"The numbers will be big and they'll be bigger than last year."
This is what Alibaba Group Holding Ltd. President Michael Evans told Bloomberg TV during the Vanity Fair New Establishment Summit in San Francisco about what they are eyeing to surpass in this year's Singles' Day.
Investing in new innovative activities, the leading Chinese e-commerce firm expects to set a new Singles' Day record, surpassing the $14.3 billion-mark it achieved last year, Bloomberg reported.
These services include fashion shows as well as augmented reality games aimed at enticing shoppers, the article wrote.
On Oct. 23, Alibaba will stage an eight-hour fashion show in Shanghai which will be participated in by around 50 international brands. Through this, viewers can pre-order clothes they wish to buy on Singles' Day.
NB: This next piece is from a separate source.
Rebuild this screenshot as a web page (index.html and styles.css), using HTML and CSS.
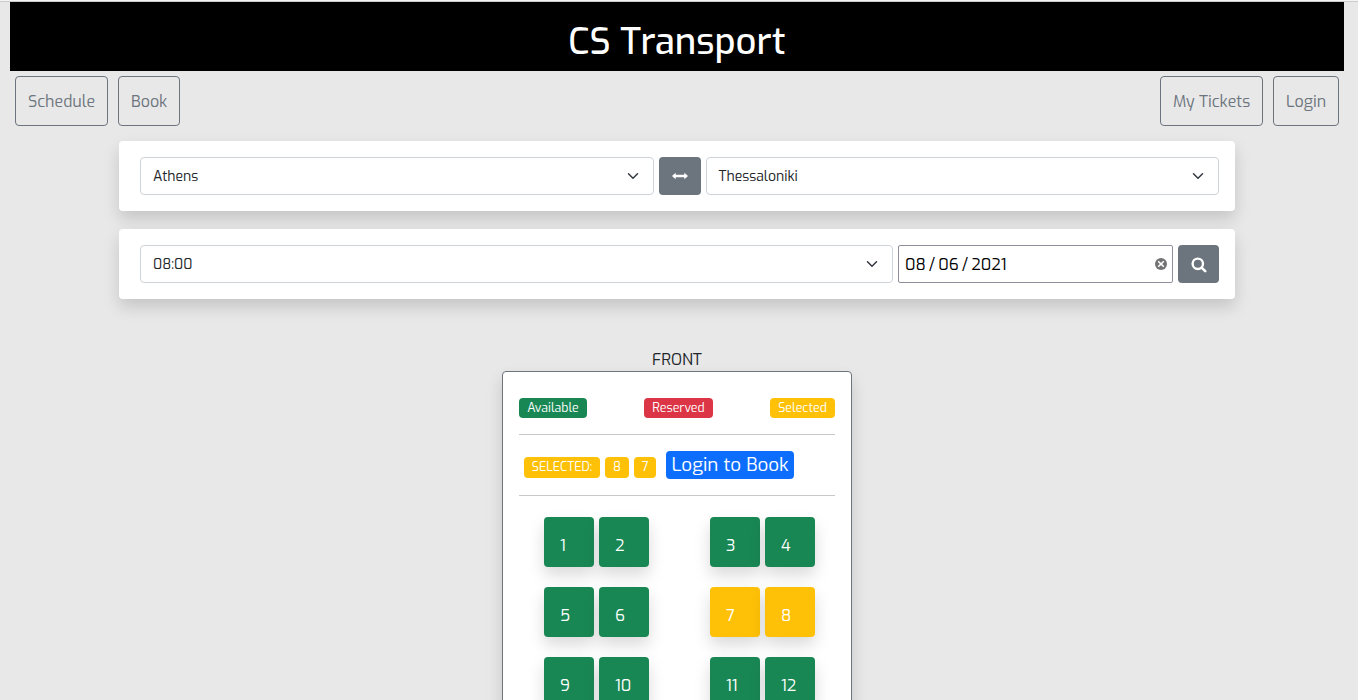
FILE: index.html
```html
<!DOCTYPE html>
<html lang="en">
<head>
<meta charset="utf-8">
<title>CS Transport</title>
<link rel="stylesheet" href="styles.css">
</head>
<body>
<div class="page">
  <header class="banner"><h1 class="brand">CS Transport</h1></header>
  <nav class="nav">
    <a class="nav-btn schedule">Schedule</a>
    <a class="nav-btn book">Book</a>
    <span class="spacer"></span>
    <a class="nav-btn tickets">My Tickets</a>
    <a class="nav-btn login">Login</a>
  </nav>
  <section class="card">
    <div class="select"><span class="value">Athens</span><svg class="chevron" viewBox="0 0 16 16"><path d="M2 5l6 6 6-6"/></svg></div>
    <button class="icon-btn swap" aria-label="Swap"><svg width="16" height="8" viewBox="0 0 16 8"><path fill="#fff" d="M0 4 3.7.8V2.8h8.6V.8L16 4l-3.7 3.2V5.2H3.7v2z"/></svg></button>
    <div class="select"><span class="value">Thessaloniki</span><svg class="chevron" viewBox="0 0 16 16"><path d="M2 5l6 6 6-6"/></svg></div>
  </section>
  <section class="card second">
    <div class="select"><span class="value">08:00</span><svg class="chevron" viewBox="0 0 16 16"><path d="M2 5l6 6 6-6"/></svg></div>
    <div class="date"><span class="date-text">08 / 06 / 2021</span><svg width="12" height="12" viewBox="0 0 12 12"><circle cx="6" cy="6" r="6" fill="#737373"/><path d="M3.7 3.7l4.6 4.6M8.3 3.7L3.7 8.3" stroke="#fff" stroke-width="1.6" stroke-linecap="round"/></svg></div>
    <button class="icon-btn search" aria-label="Search"><svg width="16" height="16" viewBox="0 0 16 16"><circle cx="6.8" cy="6.8" r="5.2" fill="none" stroke="#fff" stroke-width="2.4"/><path d="M10.6 10.6l3.6 3.6" stroke="#fff" stroke-width="2.6" stroke-linecap="round"/></svg></button>
  </section>
  <main class="bus">
    <div class="front"><span>FRONT</span></div>
    <div class="panel">
      <div class="legend">
        <span class="badge green available">Available</span>
        <span class="badge red reserved">Reserved</span>
        <span class="badge yellow selected">Selected</span>
      </div>
      <div class="choice">
        <span class="badge yellow label">SELECTED:</span>
        <span class="badge yellow eight">8</span>
        <span class="badge yellow seven">7</span>
        <a class="login-book">Login to Book</a>
      </div>
      <div class="seats">
        <div class="row"><span class="seat green">1</span><span class="seat green">2</span><span class="seat green aisle">3</span><span class="seat green">4</span></div>
        <div class="row"><span class="seat green">5</span><span class="seat green">6</span><span class="seat yellow aisle">7</span><span class="seat yellow">8</span></div>
        <div class="row"><span class="seat green">9</span><span class="seat green">10</span><span class="seat green aisle">11</span><span class="seat green">12</span></div>
      </div>
    </div>
  </main>
</div>
</body>
</html>
```
FILE: styles.css
```css
* { box-sizing: border-box; }
body { margin: 0; background: #e8e8e8; color: #212529; font: 400 16px/24px Exo, "Exo 2", Roboto, sans-serif; }
.page { height: 700px; overflow: hidden; border-top: 1px solid #f4f4f4; padding: 0 14px 0 10px; background: linear-gradient(#c9cccc, #c9cccc) 0 0 / 100% 1px no-repeat; }
.banner { height: 69px; margin-top: 1px; background: #000; color: #fff; display: flex; justify-content: center; padding-top: 16px; }
.brand { margin: 0; font-size: 36.4px; font-weight: 460; line-height: 48px; }
.nav { display: flex; gap: 10px; padding: 5px 5px 0; height: 55px; }
.spacer { flex: 1; }
.nav-btn { height: 50px; border: 1px solid #6c757d; border-radius: 4px; color: #6c757d; line-height: 50px; padding-left: 12px; white-space: nowrap; }
.schedule { width: 93px; }
.book { width: 62px; }
.tickets { width: 103px; }
.login { width: 66px; }
.card { width: 1116px; height: 70px; margin: 15px 0 0 109px; padding: 16px 16px 16px 21px; display: flex; gap: 5px; background: #fff; border-radius: 4px; box-shadow: 0 8px 16px rgba(0,0,0,.15); }
.second { margin-top: 18px; }
.select { flex: 1; height: 38px; border: 1px solid #ced4da; border-radius: 4px; padding: 0 12px; display: flex; justify-content: space-between; align-items: center; font-size: 14px; }
.value { padding-top: 2px; }
.chevron { width: 16px; height: 12px; flex: none; fill: none; stroke: #343a40; stroke-width: 2; stroke-linecap: round; stroke-linejoin: round; }
.icon-btn { height: 38px; padding: 0; border: 0; border-radius: 4px; background: #6c757d; display: flex; align-items: center; justify-content: center; }
.swap { width: 42px; }
.search { width: 41px; padding: 1px 0 0; }
.date { width: 275px; height: 38px; border: 1px solid #8f8f9d; border-radius: 2px; padding: 0 5px 0 6px; display: flex; justify-content: space-between; align-items: center; color: #000; }
.date-text { padding-top: 2px; word-spacing: -1.25px; }
.bus { width: 350px; margin: 48px 0 0 492px; }
.front { height: 24px; line-height: 26px; text-align: center; }
.panel { height: 480px; border: 1px solid #6c757d; border-radius: 4px; background: #fff; padding: 26px 16px; box-shadow: 0 8px 16px rgba(0,0,0,.15); }
.legend { display: flex; justify-content: space-between; height: 37px; border-bottom: 1px solid #c8c8c8; }
.badge { height: 20px; border-radius: 4px; color: #fff; font-size: 12.4px; font-weight: 430; line-height: 20px; text-align: center; white-space: nowrap; }
.green { background: #198754; }
.red { background: #dc3545; }
.yellow { background: #ffc107; }
.available { width: 68px; }
.reserved { width: 69px; }
.selected { width: 65px; }
.choice { height: 61px; border-bottom: 1px solid #c8c8c8; padding: 16px 0 0 5px; display: flex; }
.choice .badge { margin: 6px 5px 0 0; height: 21px; }
.label { width: 76px; }
.eight { width: 24px; }
.seven { width: 22px; }
.login-book { width: 128px; height: 28px; margin-left: 5px; background: #0d6efd; color: #fff; border-radius: 4px; font-size: 18.75px; font-weight: 430; line-height: 27px; text-align: center; white-space: nowrap; }
.seats { padding: 21px 0 0 25px; display: grid; row-gap: 20px; }
.row { display: flex; gap: 5px; }
.seat { width: 50px; height: 50px; padding: 17px 0 0 16px; border-radius: 4px; color: #fff; box-shadow: 0 8px 16px rgba(0,0,0,.15); }
.aisle { margin-left: 56px; }
```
On the other hand, the reality games it will launch two weeks before the event will be inspired by the phenomenal Pokemon Go. To earn prizes and discounts, consumers have to a follow a mascot called "Tmall Cat."
Nonetheless, Evans clarified that the company is not putting primary focus on statistics. "If the social experience isn't a great event for all the people who participate, then we haven't really achieved what we want," he enthused.
Singles' Day started in the 1990s as an obscure holiday twist in contrast to Valentine's Day. But as Alibaba coincided it with a "one-day online sales extravaganza" back in 2009, it has become an online consumer phenomenon reminiscent of Amazon.com's "Prime Day."
Taking the concept to the next level, Alibaba turned the event into a Super Bowl-like celebration complete with a countdown that kicks off in the final hours of Nov. 10, the eve of the anticipated Singles' Day.
This year, celebrities who will grace the revelry will include pop sensation and Alibaba's "global ambassador" Katy Perry.
Apart from the annual online shopping activity, the Hangzhou-based firm is also tapping rural and global markets by investing in media and cloud computing to harness revenues from new platforms.